--- begin ---

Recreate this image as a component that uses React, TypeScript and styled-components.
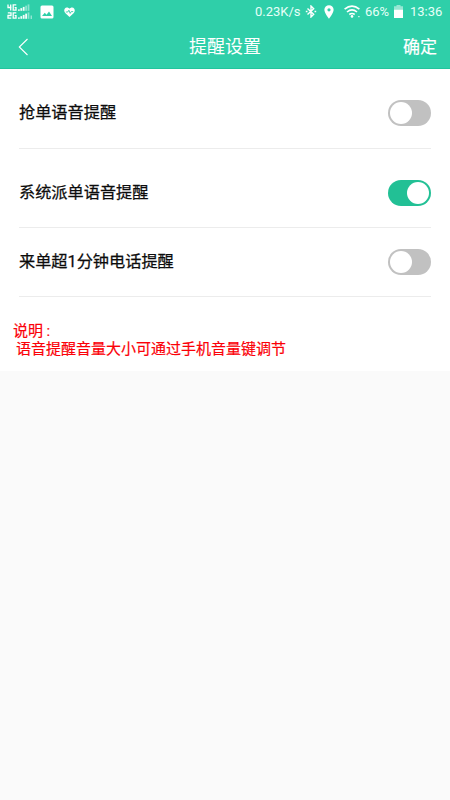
import React, { useState } from "react";
import styled, { createGlobalStyle } from "styled-components";

const GlobalStyle = createGlobalStyle`
  * { box-sizing: border-box; }
  body { margin: 0; background: #fafafa; }
`;

const Screen = styled.div`
  width: 450px;
  height: 800px;
  overflow: hidden;
  background: #fafafa;
  color: #0c0c0c;
  font-family: Roboto, "Noto Sans CJK SC", sans-serif;
`;

const Header = styled.header`
  height: 69px;
  background: #2fcfa9;
  border-bottom: 1px solid #22c49d;
  color: #fff;
`;

const StatusBar = styled.div`
  height: 24px;
  padding: 0 8px 0 7px;
  display: flex;
  justify-content: space-between;
  color: #e6fff8;
`;

const StatusGroup = styled.div`
  display: flex;
  align-items: center;
  height: 23px;
`;

const StatusText = styled.span<{ $w: number }>`
  width: ${(p) => p.$w}px;
  font-size: 13px;
  line-height: 24px;
  padding-top: 1px;
  white-space: nowrap;
`;

const Icon = styled.svg<{ $ml?: number; $mr?: number }>`
  display: block;
  flex: none;
  margin-left: ${(p) => p.$ml ?? 0}px;
  margin-right: ${(p) => p.$mr ?? 0}px;
`;

const Signals = styled.div`
  width: 26px;
  display: grid;
  row-gap: 1px;
  margin-top: -1px;
`;

const SignalRow = styled.div`
  display: flex;
  align-items: flex-end;
  height: 7px;
`;

const TitleBar = styled.div`
  height: 45px;
  padding: 0 13px 0 18px;
  display: grid;
  grid-template-columns: 60px 1fr 60px;
  align-items: center;
`;

const PlainButton = styled.button`
  border: 0;
  padding: 0;
  background: none;
  color: inherit;
  font: inherit;
  font-size: 17px;
  line-height: 24px;
  text-align: right;
  -webkit-text-stroke: 0.2px currentColor;
`;

const Title = styled.h1`
  margin: 1px 5px 0 0;
  font-size: 18px;
  line-height: 26px;
  font-weight: 400;
  text-align: center;
`;

const Panel = styled.main`
  height: 302px;
  padding: 0 19px;
  background: #fff;
`;

const Row = styled.div<{ $h: number; $top: number }>`
  height: ${(p) => p.$h}px;
  padding-top: ${(p) => p.$top}px;
  border-bottom: 1px solid #ececec;
  display: flex;
  align-items: flex-start;
  justify-content: space-between;
`;

const Label = styled.span`
  padding-top: 2px;
  font-size: 16.2px;
  line-height: 24px;
  -webkit-text-stroke: 0.25px currentColor;
`;

const Track = styled.button<{ $on: boolean }>`
  width: 43px;
  height: 26px;
  margin-top: 1px;
  padding: 2px;
  border: 0;
  border-radius: 13px;
  display: flex;
  justify-content: ${(p) => (p.$on ? "flex-end" : "flex-start")};
  background: ${(p) => (p.$on ? "#22c095" : "#c1c1c1")};
`;

const Knob = styled.span`
  width: 22px;
  height: 22px;
  border-radius: 50%;
  background: #fff;
`;

const Note = styled.section`
  padding-top: 25px;
  margin-left: -6px;
  color: #fb0007;
  font-size: 15px;
  line-height: 18px;
  -webkit-text-stroke: 0.2px currentColor;
`;

const NoteLine = styled.p<{ $indent?: boolean }>`
  margin: 0;
  padding-left: ${(p) => (p.$indent ? 3 : 0)}px;
  white-space: nowrap;
`;

const Colon = styled.span`
  margin-left: 3.5px;
`;

const rows = [
  { label: "抢单语音提醒", h: 80, top: 30, on: false },
  { label: "系统派单语音提醒", h: 79, top: 30, on: true },
  { label: "来单超1分钟电话提醒", h: 69, top: 20, on: false },
];

function Signal({ four, lit }: { four?: boolean; lit: number }) {
  return (
    <SignalRow>
      <svg width="26" height="7" viewBox="0 0 26 7" fill="none">
        <path
          d={four ? "M1 .5V3.5H4.5M3.7 .5V6.5" : "M.8 .8H4V3.5H1V6.2H4.3"}
          stroke="#fff"
          strokeWidth="1.3"
        />
        <path d="M9.3 .8H6.2V6.2H9V3.7H7.6" stroke="#fff" strokeWidth="1.3" />
        {[0, 1, 2, 3, 4].map((i) => (
          <rect
            key={i}
            x={11 + i * 2.4}
            y={5.4 - i * 1.25}
            width="1.8"
            height={1.4 + i * 1.25}
            fill="#fff"
            opacity={i < lit ? 0.95 : 0.45}
          />
        ))}
        {!four && <path d="M24.2 3.5V7" stroke="#fff" opacity=".7" />}
      </svg>
    </SignalRow>
  );
}

function Toggle({ initial, label }: { initial: boolean; label: string }) {
  const [on, setOn] = useState(initial);
  return (
    <Track $on={on} role="switch" aria-checked={on} aria-label={label} onClick={() => setOn(!on)}>
      <Knob />
    </Track>
  );
}

export default function App() {
  return (
    <Screen>
      <GlobalStyle />
      <Header>
        <StatusBar>
          <StatusGroup>
            <Signals>
              <Signal four lit={3} />
              <Signal lit={4} />
            </Signals>
            <Icon $ml={7} width="14" height="14" viewBox="0 0 14 14">
              <path
                fill="#fff"
                fillRule="evenodd"
                d="M2 .5H12Q13.5 .5 13.5 2V12Q13.5 13.5 12 13.5H2Q.5 13.5 .5 12V2Q.5 .5 2 .5ZM2 11H12L9 6.5L6.5 9.7L4.8 7.8Z"
              />
            </Icon>
            <Icon $ml={10} width="11" height="10" viewBox="0 0 11 10">
              <path
                fill="#fff"
                d="M5.5 10L1.2 5.9C-.6 4 .2 .5 2.9 .4C4.1 .4 5 1 5.5 1.8C6 1 6.9 .4 8.1 .4C10.8 .5 11.6 4 9.8 5.9Z"
              />
              <path d="M1.8 5H3.8L4.9 3.2L6.2 6.4L7.2 4.6H9.2" fill="none" stroke="#2fcfa9" strokeWidth=".9" />
            </Icon>
          </StatusGroup>
          <StatusGroup>
            <StatusText $w={50}>0.23K/s</StatusText>
            <Icon width="12" height="13" viewBox="0 0 12 13" fill="none" stroke="#fff" strokeWidth="1.4">
              <path d="M2.5 3.5L8.7 9.3L6 12V1L8.7 3.7L2.5 9.5" />
              <path d="M.8 6.5H2.5M9.5 6.5H11.2" strokeWidth="1.6" />
            </Icon>
            <Icon $ml={7} $mr={10} width="10" height="14" viewBox="0 0 9 13">
              <path
                fill="#fff"
                fillRule="evenodd"
                d="M4.5 .2A4.3 4.3 0 0 0 .2 4.5C.2 7.7 4.5 12.8 4.5 12.8S8.8 7.7 8.8 4.5A4.3 4.3 0 0 0 4.5 .2ZM4.5 3A1.5 1.5 0 1 1 4.5 6A1.5 1.5 0 1 1 4.5 3Z"
              />
            </Icon>
            <Icon $mr={4} width="17" height="13" viewBox="0 0 17 13" fill="none" stroke="#fff" strokeWidth="1.6">
              <path d="M.6 4.2Q8 -2 15.4 4.2M3 7Q8 2.8 13 7M5.3 9.5Q8 7.5 10.7 9.5" />
              <circle cx="8" cy="11.4" r="1.3" fill="#fff" stroke="none" />
              <path d="M14.2 11.7H15.6" strokeWidth="1" />
            </Icon>
            <StatusText $w={29}>66%</StatusText>
            <Icon $mr={7} width="9" height="13" viewBox="0 0 9 13" fill="#fff">
              <path d="M2.5 0H6.5V1.2H9V4.5H0V1.2H2.5Z" opacity=".5" />
              <path d="M0 4.5H9V13H0Z" />
            </Icon>
            <StatusText $w={32}>13:36</StatusText>
          </StatusGroup>
        </StatusBar>
        <TitleBar>
          <Icon width="11" height="18" viewBox="0 0 11 18" fill="none" stroke="#fff" strokeWidth="1.1">
            <path d="M9.5 1L1.3 9L9.5 17" />
          </Icon>
          <Title>提醒设置</Title>
          <PlainButton>确定</PlainButton>
        </TitleBar>
      </Header>
      <Panel>
        {rows.map((r) => (
          <Row key={r.label} $h={r.h} $top={r.top}>
            <Label>{r.label}</Label>
            <Toggle initial={r.on} label={r.label} />
          </Row>
        ))}
        <Note>
          <NoteLine>
            说明<Colon>:</Colon>
          </NoteLine>
          <NoteLine $indent>语音提醒音量大小可通过手机音量键调节</NoteLine>
        </Note>
      </Panel>
    </Screen>
  );
}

--- end ---

Task statement. Show the lines of the material that contain the word "components".

Answer.
Recreate this image as a component that uses React, TypeScript and styled-components.
import styled, { createGlobalStyle } from "styled-components";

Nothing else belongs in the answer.